Overview of the Approach
The authors introduce the Tube Convolutional Neural Network (T-CNN), a unified deep learning architecture designed to perform action detection in video sequences. The process begins by segmenting a video into fixed-length clips; 3D ConvNet features are then extracted from these clips to generate tube proposals. This system contrasts with traditional two-stream CNN frameworks that separately handle spatial and temporal data. T-CNN aims to detect actions by analyzing sequences as 3D volumes, utilizing 3D convolution for capturing motion features inherently present in videos. The proposal mechanism is innovatively linked through network flow to ensure continuity and coherence in action localization across frames.
Technical Contributions
The research makes several technical contributions:
- Tube Proposal Network (TPN): The TPN effectively leverages 3D convolutional features, incorporating a novel temporal skip pooling to maintain sequence order information. By using k-means clustering for adaptive anchor box selection, TPN improves action proposal detection.

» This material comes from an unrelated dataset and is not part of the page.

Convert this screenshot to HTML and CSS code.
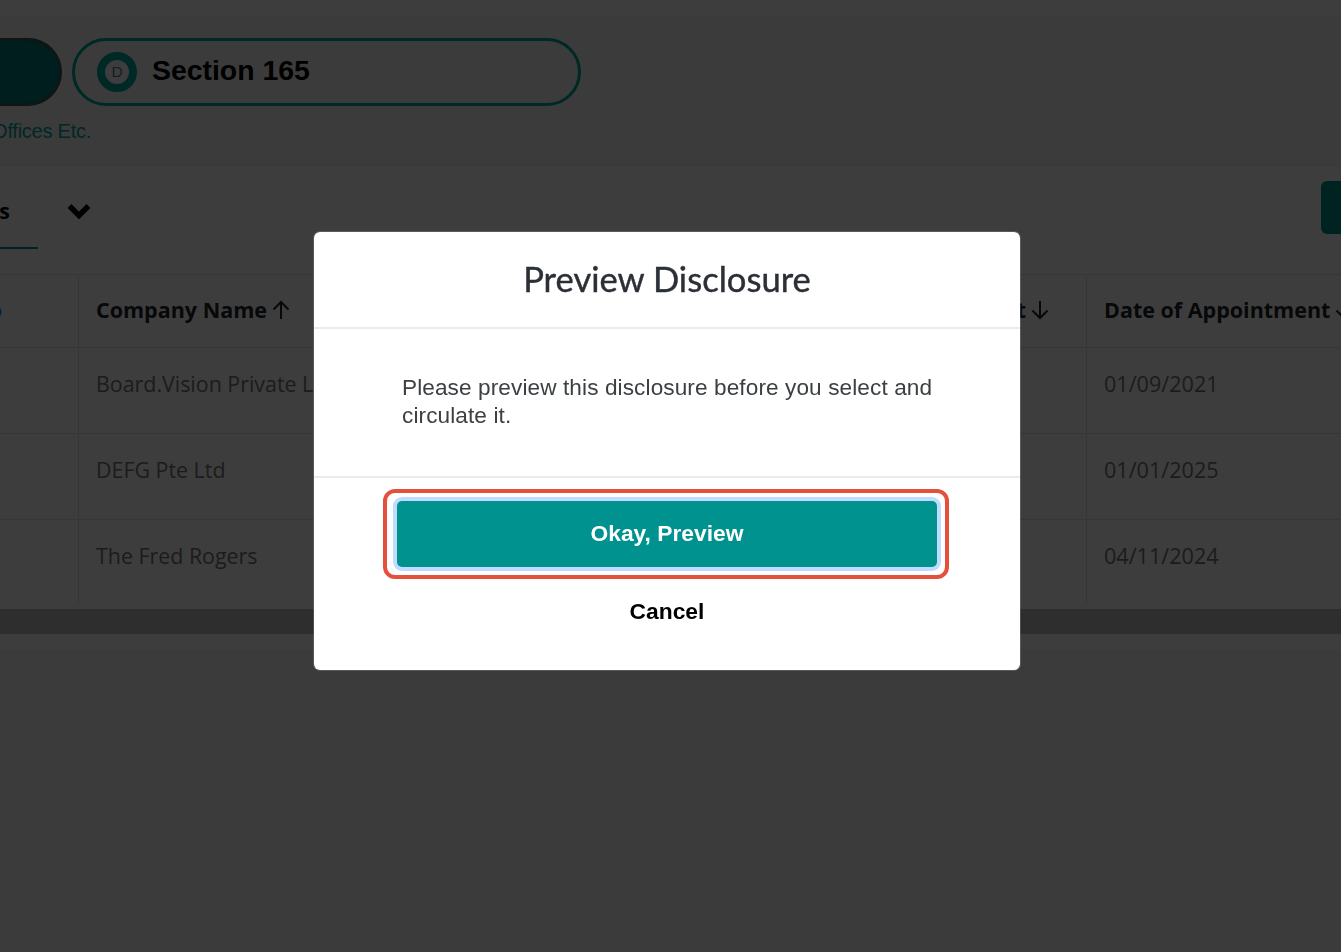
FILE: index.html
```html
<!DOCTYPE html>
<html lang="en">
<head>
<meta charset="utf-8">
<title>Preview Disclosure</title>
<link rel="stylesheet" href="styles.css">
</head>
<body>
<div class="page">
  <section class="top-band">
    <div class="pills">
      <div class="pill pill-filled"></div>
      <div class="pill pill-outline">
        <span class="ring">D</span>
        <span class="pill-label">Section 165</span>
      </div>
    </div>
    <p class="hint">Directorships, Offices Etc.</p>
  </section>
  <section class="toolbar">
    <div class="tabs">
      <span class="tab">Directorships</span>
      <svg class="chevron" viewBox="0 0 26 18" width="26" height="18"><path d="M3.500 5 13 14.500 22.500 5" fill="none" stroke="#000" stroke-width="5.400"/></svg>
    </div>
    <div class="tool-button"></div>
  </section>
  <div class="table-clip">
    <table class="grid">
      <colgroup>
        <col class="c-first"><col class="c-company"><col class="c-third"><col class="c-date">
      </colgroup>
      <thead>
        <tr>
          <th class="link-head">Info</th>
          <th>Company Name<svg class="arrow" viewBox="0 0 20 20" width="20" height="20"><path d="M10 19V2M2.500 9.500 10 2l7.500 7.500" fill="none" stroke="#212529" stroke-width="2"/></svg></th>
          <th class="right-head">Appointment<svg class="arrow" viewBox="0 0 20 20" width="20" height="20"><path d="M10 1v17M2.500 10.500 10 18l7.500-7.500" fill="none" stroke="#212529" stroke-width="2"/></svg></th>
          <th>Date of Appointment<svg class="arrow" viewBox="0 0 20 20" width="20" height="20"><path d="M10 1v17M2.500 10.500 10 18l7.500-7.500" fill="none" stroke="#212529" stroke-width="2"/></svg></th>
        </tr>
      </thead>
      <tbody>
        <tr><td></td><td>Board.Vision Private Limited</td><td></td><td class="date">01/09/2021</td></tr>
        <tr><td></td><td>DEFG Pte Ltd</td><td></td><td class="date">01/01/2025</td></tr>
        <tr><td></td><td>The Fred Rogers</td><td></td><td class="date">04/11/2024</td></tr>
      </tbody>
    </table>
  </div>
  <div class="scroll-track"><div class="scroll-thumb"></div></div>
</div>
<div class="backdrop">
  <div class="modal">
    <header class="modal-head"><h2 class="modal-title">Preview Disclosure</h2></header>
    <div class="modal-body"><p class="modal-text">Please preview this disclosure before you select and circulate it.</p></div>
    <footer class="modal-foot">
      <div class="callout"><button class="btn-primary" type="button">Okay, Preview</button></div>
      <button class="btn-link" type="button">Cancel</button>
    </footer>
  </div>
</div>
</body>
</html>
```
FILE: styles.css
```css
* { box-sizing: border-box; }
html, body { margin: 0; height: 100%; overflow: hidden; }
body { background: #fff; font-family: "Liberation Sans", Arial, sans-serif; color: #212529; }

.page { width: 100%; height: 952px; overflow: hidden; background: #f5f5f5; }

.top-band { height: 166px; background: #f5f5f5; padding-top: 23px; border-top: 15px solid #fff; border-bottom: 1px solid #ececec; }
.pills { display: flex; gap: 10px; margin-left: -140px; }
.pill { height: 68px; border-radius: 34px; }
.pill-filled { width: 202px; background: #007f7c; border: 3px solid #3a5a57; }
.pill-outline { width: 509px; border: 3px solid #00a896; display: flex; align-items: center; gap: 15px; padding-left: 22px; background: #f5f5f5; }
.ring { width: 40px; height: 40px; border-radius: 50%; border: 8px solid #00a89c; display: flex; align-items: center; justify-content: center; font-size: 15.500px; color: #5f7a8a; background: #fff; }
.pill-label { font-size: 28.400px; font-weight: 700; color: #000; padding-bottom: 4px; }
.hint { margin: 11px 0 0 -140px; font-size: 20px; line-height: 28px; color: #00a8a0; width: 231px; white-space: nowrap; text-align: right; letter-spacing: -0.250px; }

.toolbar { height: 108px; display: flex; justify-content: space-between; align-items: flex-start; background: #fff; }
.tabs { display: flex; margin-left: -140px; }
.tab { width: 178px; height: 83px; padding-top: 30px; font-family: "Open Sans", sans-serif; font-size: 21.400px; line-height: 30px; font-weight: 700; color: #000; text-align: right; padding-right: 28px; border-bottom: 2px solid #00928f; white-space: nowrap; }
.chevron { margin: 35px 0 0 28px; }
.tool-button { width: 20px; height: 53px; margin-top: 15px; background: #00928f; border-radius: 6px 0 0 6px; }

.table-clip { overflow: hidden; height: 331px; background: #fff; }
.grid { border-collapse: collapse; table-layout: fixed; width: 1600px; margin-left: -100px; font-family: "Open Sans", sans-serif; font-size: 21.400px; }
.c-first { width: 178px; }
.c-company { width: 450px; }
.c-third { width: 558px; }
.c-date { width: 414px; }
.grid th, .grid td { border: 1px solid #dee2e6; padding: 0 0 0 17px; white-space: nowrap; overflow: hidden; text-align: left; }
.grid th { height: 73px; padding-bottom: 3px; font-size: 21.500px; font-weight: 700; color: #212529; vertical-align: middle; }
.grid td { height: 86px; padding-top: 18px; vertical-align: top; color: #757575; line-height: 36px; }
.grid .date { font-size: 21.600px; }
.grid .link-head { color: #0d6efd; text-align: right; padding: 0 76px 3px 0; }
.grid .right-head { text-align: right; padding: 0 36px 3px 0; }
.arrow { vertical-align: -2px; margin-left: 4px; }

.scroll-track { height: 45px; background: #fff; padding-top: 4px; }
.scroll-thumb { height: 25px; background: #c1c1c1; }

.backdrop { position: fixed; inset: 0; background: rgba(0, 0, 0, 0.76); display: flex; justify-content: center; align-items: flex-start; padding: 231px 7px 0 0; }
.modal { width: 708px; height: 440px; background: #fff; border: 1px solid rgba(255, 255, 255, 0.15); background-clip: padding-box; border-radius: 7px; display: flex; flex-direction: column; }
.modal-head { height: 97px; border-bottom: 2px solid #e9ecef; display: flex; justify-content: center; align-items: center; }
.modal-title { margin: 0; font-family: Lato, sans-serif; font-size: 34.600px; font-weight: 400; -webkit-text-stroke: 0.400px #2b2f36; color: #2b2f36; padding-bottom: 2px; }
.modal-body { height: 149px; border-bottom: 2px solid #e9ecef; padding: 45px 77px 0 88px; }
.modal-text { margin: 0; font-size: 22.600px; line-height: 28px; letter-spacing: 0.100px; color: #3c4043; }
.modal-foot { flex: 1; display: flex; flex-direction: column; align-items: center; padding-top: 11px; }
.callout { border: 4px solid #e4503c; border-radius: 12px; padding: 8px 8px 8px 10px; margin-right: 2px; background: #fff; }
.btn-primary { display: block; width: 540px; height: 66px; border: 0; border-radius: 5px; background: #00928f; color: #fff; padding-bottom: 3px; font: 700 22.800px "Liberation Sans", Arial, sans-serif; box-shadow: 0 0 0 4px #bfdcff; }
.btn-link { margin-top: 15px; border: 0; background: none; padding: 0; height: 34px; font: 700 22.800px "Liberation Sans", Arial, sans-serif; color: #000; }
```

- Tube-of-Interest Pooling: A significant innovation in T-CNN is its introduction of the Tube-of-Interest (ToI) pooling layer, a 3D extension of the 2D Region-of-Interest (RoI) pooling used in R-CNNs. ToI pooling aids in managing the variability in spatial and temporal dimensions of the tube proposals, contributing to enhanced recognition precision.
- End-to-End Architecture: The T-CNN framework seamlessly integrates the detection and recognition processes through 3D ConvNet. Its architecture allows for action localization and classification simultaneously, offering a streamlined model for processing video data comprehensively.
Experiments and Results
The performance of T-CNN is evaluated on multiple benchmark datasets, including UCF-Sports, J-HMDB, UCF-101, and the untrimmed THUMOS'14 dataset. The experiments demonstrate that T-CNN not only achieves but also often exceeds state-of-the-art performance metrics, including frame-level mean Average Precision (mAP) and video-level mAP across varying IoU thresholds. Specifically, T-CNN shows marked improvements in video-mAP in the UCF-Sports and J-HMDB datasets, underlining its efficacy in both well-trimmed and complex untrimmed videos.
Implications and Future Directions
This research contributes significantly to video processing and action detection by enhancing deep learning models' responsiveness to the complexities of video data. Practically, it can impact applications ranging from video surveillance to content indexing and retrieval in multimedia databases. Theoretically, the integration of spatial and temporal dynamics through innovations like ToI pooling reflects a promising avenue for future CNN architectures.
Potential future developments could explore hybrid models that integrate T-CNN with LSTM networks to handle more intricate temporal dependencies. Additionally, addressing challenges such as occlusion and varying video resolutions will be beneficial for further real-world applicability of T-CNN.
In summary, T-CNN presents an effective and robust method for detecting and localizing actions in video sequences. By advancing the capabilities of CNNs into the spatiotemporal domain, this work lays the groundwork for subsequent enhancements in video action detection methodologies.